EXERCISE DIRECTIONS:
Reproduce the listing below without changes, except that pictures are left out.

MATERIAL:

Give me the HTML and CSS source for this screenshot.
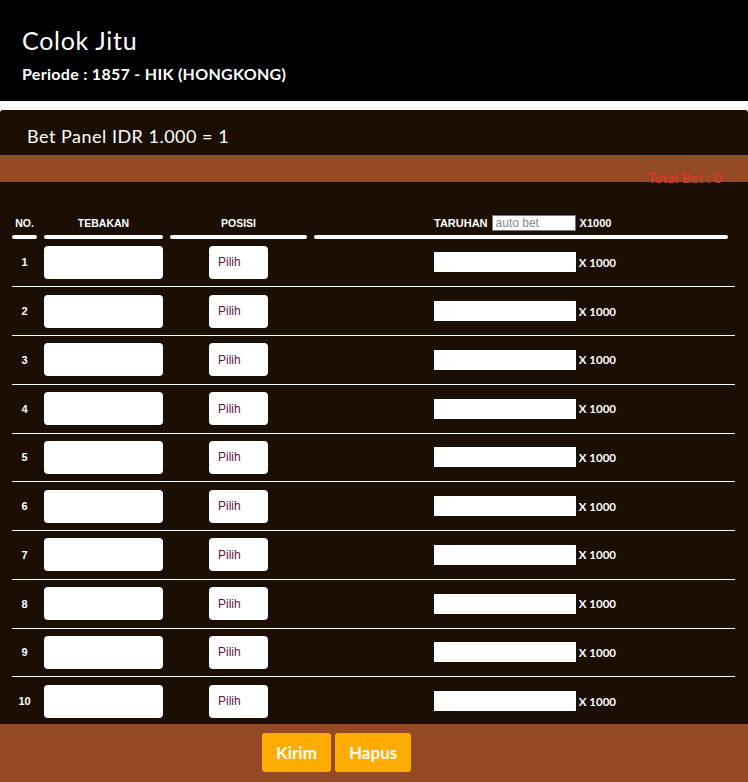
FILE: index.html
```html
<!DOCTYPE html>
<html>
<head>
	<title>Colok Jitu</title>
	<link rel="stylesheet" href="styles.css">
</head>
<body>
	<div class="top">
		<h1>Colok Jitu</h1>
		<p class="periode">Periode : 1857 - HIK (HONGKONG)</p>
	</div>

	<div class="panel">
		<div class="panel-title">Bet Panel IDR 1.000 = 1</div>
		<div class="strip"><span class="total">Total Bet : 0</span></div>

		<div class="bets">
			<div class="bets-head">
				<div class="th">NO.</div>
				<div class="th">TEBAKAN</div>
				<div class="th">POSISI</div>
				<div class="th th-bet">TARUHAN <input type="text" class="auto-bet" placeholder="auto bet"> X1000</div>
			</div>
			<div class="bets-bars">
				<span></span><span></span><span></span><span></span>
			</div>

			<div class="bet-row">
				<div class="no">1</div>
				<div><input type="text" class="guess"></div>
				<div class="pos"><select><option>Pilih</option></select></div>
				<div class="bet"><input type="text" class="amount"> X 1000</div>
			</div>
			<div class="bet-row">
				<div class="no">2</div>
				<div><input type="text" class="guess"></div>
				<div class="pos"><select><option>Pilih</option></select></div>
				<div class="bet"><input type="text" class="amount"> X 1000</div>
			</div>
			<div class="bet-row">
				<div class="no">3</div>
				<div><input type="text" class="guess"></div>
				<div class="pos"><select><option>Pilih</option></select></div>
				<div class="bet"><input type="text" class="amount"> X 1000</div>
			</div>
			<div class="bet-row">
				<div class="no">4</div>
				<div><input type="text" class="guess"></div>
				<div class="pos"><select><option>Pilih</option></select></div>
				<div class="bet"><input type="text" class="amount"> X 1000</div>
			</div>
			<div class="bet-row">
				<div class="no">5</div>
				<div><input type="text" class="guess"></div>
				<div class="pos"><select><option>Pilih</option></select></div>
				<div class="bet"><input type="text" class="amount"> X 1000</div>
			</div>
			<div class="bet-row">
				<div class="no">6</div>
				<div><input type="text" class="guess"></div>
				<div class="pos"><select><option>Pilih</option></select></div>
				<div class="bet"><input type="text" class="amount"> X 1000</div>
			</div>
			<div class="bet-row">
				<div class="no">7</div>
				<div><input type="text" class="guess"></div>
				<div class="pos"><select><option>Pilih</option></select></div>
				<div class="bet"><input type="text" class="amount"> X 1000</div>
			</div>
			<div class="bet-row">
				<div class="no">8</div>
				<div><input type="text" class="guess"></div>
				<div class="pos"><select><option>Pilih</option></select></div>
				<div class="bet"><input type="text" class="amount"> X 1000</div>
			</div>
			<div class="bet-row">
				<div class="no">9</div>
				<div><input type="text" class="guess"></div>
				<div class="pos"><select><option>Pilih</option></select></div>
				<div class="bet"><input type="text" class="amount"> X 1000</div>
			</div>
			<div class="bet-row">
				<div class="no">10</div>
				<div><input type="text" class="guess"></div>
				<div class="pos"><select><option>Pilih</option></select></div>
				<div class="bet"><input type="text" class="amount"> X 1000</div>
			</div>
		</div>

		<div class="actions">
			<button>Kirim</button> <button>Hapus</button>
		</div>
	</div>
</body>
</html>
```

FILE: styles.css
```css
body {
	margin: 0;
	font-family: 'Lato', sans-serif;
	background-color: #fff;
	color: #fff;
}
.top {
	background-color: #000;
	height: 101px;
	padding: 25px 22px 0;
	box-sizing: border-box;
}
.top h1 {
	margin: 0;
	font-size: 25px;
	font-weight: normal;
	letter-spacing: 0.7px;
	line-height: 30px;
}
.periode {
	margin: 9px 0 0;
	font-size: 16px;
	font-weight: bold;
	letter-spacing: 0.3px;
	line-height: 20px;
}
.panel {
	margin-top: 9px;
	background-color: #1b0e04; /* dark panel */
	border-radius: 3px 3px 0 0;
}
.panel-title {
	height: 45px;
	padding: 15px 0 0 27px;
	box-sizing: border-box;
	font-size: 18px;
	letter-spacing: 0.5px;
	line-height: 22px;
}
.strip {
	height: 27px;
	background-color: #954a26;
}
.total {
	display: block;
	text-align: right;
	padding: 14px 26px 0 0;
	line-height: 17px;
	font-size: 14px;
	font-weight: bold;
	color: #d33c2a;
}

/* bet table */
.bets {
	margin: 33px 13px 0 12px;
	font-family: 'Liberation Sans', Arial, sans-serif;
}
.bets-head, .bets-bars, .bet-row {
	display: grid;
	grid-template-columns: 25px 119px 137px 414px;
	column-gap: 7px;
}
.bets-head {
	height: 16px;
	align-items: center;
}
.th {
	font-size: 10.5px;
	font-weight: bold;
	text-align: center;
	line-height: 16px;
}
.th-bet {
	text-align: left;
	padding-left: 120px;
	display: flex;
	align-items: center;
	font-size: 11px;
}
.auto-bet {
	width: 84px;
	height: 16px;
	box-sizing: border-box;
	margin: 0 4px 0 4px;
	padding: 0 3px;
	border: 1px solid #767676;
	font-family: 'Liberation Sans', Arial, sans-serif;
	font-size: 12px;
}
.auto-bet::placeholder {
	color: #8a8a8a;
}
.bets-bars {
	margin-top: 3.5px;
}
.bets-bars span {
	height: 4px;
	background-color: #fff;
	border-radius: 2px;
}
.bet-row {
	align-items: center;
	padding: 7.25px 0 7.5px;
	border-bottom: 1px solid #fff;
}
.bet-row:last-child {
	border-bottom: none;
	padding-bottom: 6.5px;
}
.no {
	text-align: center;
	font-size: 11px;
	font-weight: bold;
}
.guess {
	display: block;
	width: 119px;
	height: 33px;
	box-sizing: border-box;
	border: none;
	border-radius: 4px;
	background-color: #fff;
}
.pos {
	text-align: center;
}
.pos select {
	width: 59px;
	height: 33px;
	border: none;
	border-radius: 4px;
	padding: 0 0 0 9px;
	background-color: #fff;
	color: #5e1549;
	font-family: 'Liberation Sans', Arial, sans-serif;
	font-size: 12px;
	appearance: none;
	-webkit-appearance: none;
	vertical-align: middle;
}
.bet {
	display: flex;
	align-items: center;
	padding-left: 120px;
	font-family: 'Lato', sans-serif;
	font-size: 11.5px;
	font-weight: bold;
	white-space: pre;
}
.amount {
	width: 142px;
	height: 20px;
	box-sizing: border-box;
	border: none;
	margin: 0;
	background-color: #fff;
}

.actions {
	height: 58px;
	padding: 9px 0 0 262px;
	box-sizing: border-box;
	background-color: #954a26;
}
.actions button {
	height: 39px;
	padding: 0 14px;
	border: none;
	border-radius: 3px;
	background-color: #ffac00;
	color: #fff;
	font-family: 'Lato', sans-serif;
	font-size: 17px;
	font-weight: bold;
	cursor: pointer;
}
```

TASK ANSWER:
Give me the HTML and CSS source for this screenshot.
FILE: index.html
```html
<!DOCTYPE html>
<html>
<head>
	<title>Colok Jitu</title>
	<link rel="stylesheet" href="styles.css">
</head>
<body>
	<div class="top">
		<h1>Colok Jitu</h1>
		<p class="periode">Periode : 1857 - HIK (HONGKONG)</p>
	</div>

	<div class="panel">
		<div class="panel-title">Bet Panel IDR 1.000 = 1</div>
		<div class="strip"><span class="total">Total Bet : 0</span></div>

		<div class="bets">
			<div class="bets-head">
				<div class="th">NO.</div>
				<div class="th">TEBAKAN</div>
				<div class="th">POSISI</div>
				<div class="th th-bet">TARUHAN <input type="text" class="auto-bet" placeholder="auto bet"> X1000</div>
			</div>
			<div class="bets-bars">
				<span></span><span></span><span></span><span></span>
			</div>

			<div class="bet-row">
				<div class="no">1</div>
				<div><input type="text" class="guess"></div>
				<div class="pos"><select><option>Pilih</option></select></div>
				<div class="bet"><input type="text" class="amount"> X 1000</div>
			</div>
			<div class="bet-row">
				<div class="no">2</div>
				<div><input type="text" class="guess"></div>
				<div class="pos"><select><option>Pilih</option></select></div>
				<div class="bet"><input type="text" class="amount"> X 1000</div>
			</div>
			<div class="bet-row">
				<div class="no">3</div>
				<div><input type="text" class="guess"></div>
				<div class="pos"><select><option>Pilih</option></select></div>
				<div class="bet"><input type="text" class="amount"> X 1000</div>
			</div>
			<div class="bet-row">
				<div class="no">4</div>
				<div><input type="text" class="guess"></div>
				<div class="pos"><select><option>Pilih</option></select></div>
				<div class="bet"><input type="text" class="amount"> X 1000</div>
			</div>
			<div class="bet-row">
				<div class="no">5</div>
				<div><input type="text" class="guess"></div>
				<div class="pos"><select><option>Pilih</option></select></div>
				<div class="bet"><input type="text" class="amount"> X 1000</div>
			</div>
			<div class="bet-row">
				<div class="no">6</div>
				<div><input type="text" class="guess"></div>
				<div class="pos"><select><option>Pilih</option></select></div>
				<div class="bet"><input type="text" class="amount"> X 1000</div>
			</div>
			<div class="bet-row">
				<div class="no">7</div>
				<div><input type="text" class="guess"></div>
				<div class="pos"><select><option>Pilih</option></select></div>
				<div class="bet"><input type="text" class="amount"> X 1000</div>
			</div>
			<div class="bet-row">
				<div class="no">8</div>
				<div><input type="text" class="guess"></div>
				<div class="pos"><select><option>Pilih</option></select></div>
				<div class="bet"><input type="text" class="amount"> X 1000</div>
			</div>
			<div class="bet-row">
				<div class="no">9</div>
				<div><input type="text" class="guess"></div>
				<div class="pos"><select><option>Pilih</option></select></div>
				<div class="bet"><input type="text" class="amount"> X 1000</div>
			</div>
			<div class="bet-row">
				<div class="no">10</div>
				<div><input type="text" class="guess"></div>
				<div class="pos"><select><option>Pilih</option></select></div>
				<div class="bet"><input type="text" class="amount"> X 1000</div>
			</div>
		</div>

		<div class="actions">
			<button>Kirim</button> <button>Hapus</button>
		</div>
	</div>
</body>
</html>
```

FILE: styles.css
```css
body {
	margin: 0;
	font-family: 'Lato', sans-serif;
	background-color: #fff;
	color: #fff;
}
.top {
	background-color: #000;
	height: 101px;
	padding: 25px 22px 0;
	box-sizing: border-box;
}
.top h1 {
	margin: 0;
	font-size: 25px;
	font-weight: normal;
	letter-spacing: 0.7px;
	line-height: 30px;
}
.periode {
	margin: 9px 0 0;
	font-size: 16px;
	font-weight: bold;
	letter-spacing: 0.3px;
	line-height: 20px;
}
.panel {
	margin-top: 9px;
	background-color: #1b0e04; /* dark panel */
	border-radius: 3px 3px 0 0;
}
.panel-title {
	height: 45px;
	padding: 15px 0 0 27px;
	box-sizing: border-box;
	font-size: 18px;
	letter-spacing: 0.5px;
	line-height: 22px;
}
.strip {
	height: 27px;
	background-color: #954a26;
}
.total {
	display: block;
	text-align: right;
	padding: 14px 26px 0 0;
	line-height: 17px;
	font-size: 14px;
	font-weight: bold;
	color: #d33c2a;
}

/* bet table */
.bets {
	margin: 33px 13px 0 12px;
	font-family: 'Liberation Sans', Arial, sans-serif;
}
.bets-head, .bets-bars, .bet-row {
	display: grid;
	grid-template-columns: 25px 119px 137px 414px;
	column-gap: 7px;
}
.bets-head {
	height: 16px;
	align-items: center;
}
.th {
	font-size: 10.5px;
	font-weight: bold;
	text-align: center;
	line-height: 16px;
}
.th-bet {
	text-align: left;
	padding-left: 120px;
	display: flex;
	align-items: center;
	font-size: 11px;
}
.auto-bet {
	width: 84px;
	height: 16px;
	box-sizing: border-box;
	margin: 0 4px 0 4px;
	padding: 0 3px;
	border: 1px solid #767676;
	font-family: 'Liberation Sans', Arial, sans-serif;
	font-size: 12px;
}
.auto-bet::placeholder {
	color: #8a8a8a;
}
.bets-bars {
	margin-top: 3.5px;
}
.bets-bars span {
	height: 4px;
	background-color: #fff;
	border-radius: 2px;
}
.bet-row {
	align-items: center;
	padding: 7.25px 0 7.5px;
	border-bottom: 1px solid #fff;
}
.bet-row:last-child {
	border-bottom: none;
	padding-bottom: 6.5px;
}
.no {
	text-align: center;
	font-size: 11px;
	font-weight: bold;
}
.guess {
	display: block;
	width: 119px;
	height: 33px;
	box-sizing: border-box;
	border: none;
	border-radius: 4px;
	background-color: #fff;
}
.pos {
	text-align: center;
}
.pos select {
	width: 59px;
	height: 33px;
	border: none;
	border-radius: 4px;
	padding: 0 0 0 9px;
	background-color: #fff;
	color: #5e1549;
	font-family: 'Liberation Sans', Arial, sans-serif;
	font-size: 12px;
	appearance: none;
	-webkit-appearance: none;
	vertical-align: middle;
}
.bet {
	display: flex;
	align-items: center;
	padding-left: 120px;
	font-family: 'Lato', sans-serif;
	font-size: 11.5px;
	font-weight: bold;
	white-space: pre;
}
.amount {
	width: 142px;
	height: 20px;
	box-sizing: border-box;
	border: none;
	margin: 0;
	background-color: #fff;
}

.actions {
	height: 58px;
	padding: 9px 0 0 262px;
	box-sizing: border-box;
	background-color: #954a26;
}
.actions button {
	height: 39px;
	padding: 0 14px;
	border: none;
	border-radius: 3px;
	background-color: #ffac00;
	color: #fff;
	font-family: 'Lato', sans-serif;
	font-size: 17px;
	font-weight: bold;
	cursor: pointer;
}
```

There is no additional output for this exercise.